By Daniel Leussink
TOKYO (Reuters) – Bank of Japan Governor Haruhiko Kuroda said cutting interest rates further into negative territory is among the bank’s policy options, according to an interview with the newspaper published on Friday.
Cutting rates “further into the negative zone is always an option,” the newspaper quoted him as saying in the interview, held on Thursday.
Kuroda said while Japan’s economy was sustaining momentum to achieve the BOJ’s 2% inflation target, risks surrounding the overseas economy were heightening.
“There are various things we can do, such as combining various tools or enhancing them,” Kuroda was quoted as saying on what the BOJ could do if it were to ease again.
But Kuroda also stressed that the BOJ must take into account the impact any policy change could have on Japan’s banking system and financial market functions.
Life insurers and pension funds have seen the return on their investments decline significantly due to falling long-term yields, which could hurt consumer sentiment, he said.
Kuroda also said yields on super-long Japanese government bonds with maturities of 20 or 30 years have “fallen a bit too far.”

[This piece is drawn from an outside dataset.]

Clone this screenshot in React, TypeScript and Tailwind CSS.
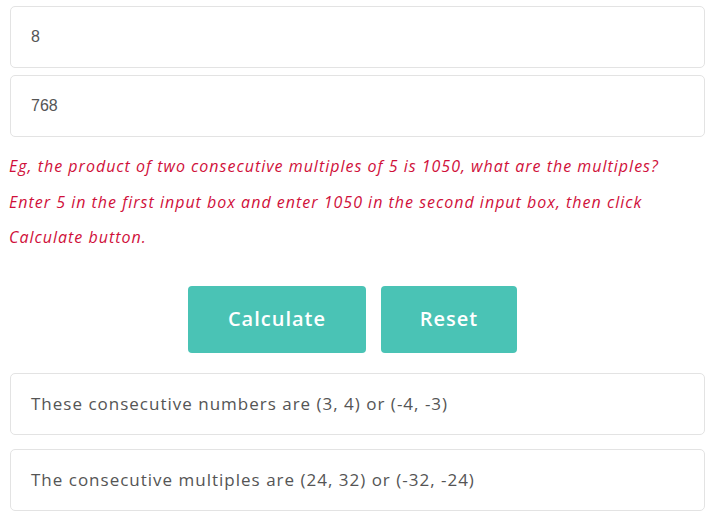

Markets are rife with speculation the BOJ could ease policy as early as this month to fend off an unwelcome yen spike that could be caused by expected monetary easing steps by the U.S. Federal Reserve and the European Central Bank.
But some BOJ policymakers are wary of ramping up stimulus due to the rising cost of prolonged easing, such as the strain years of ultra-low interest rates are inflicting on financial institutions.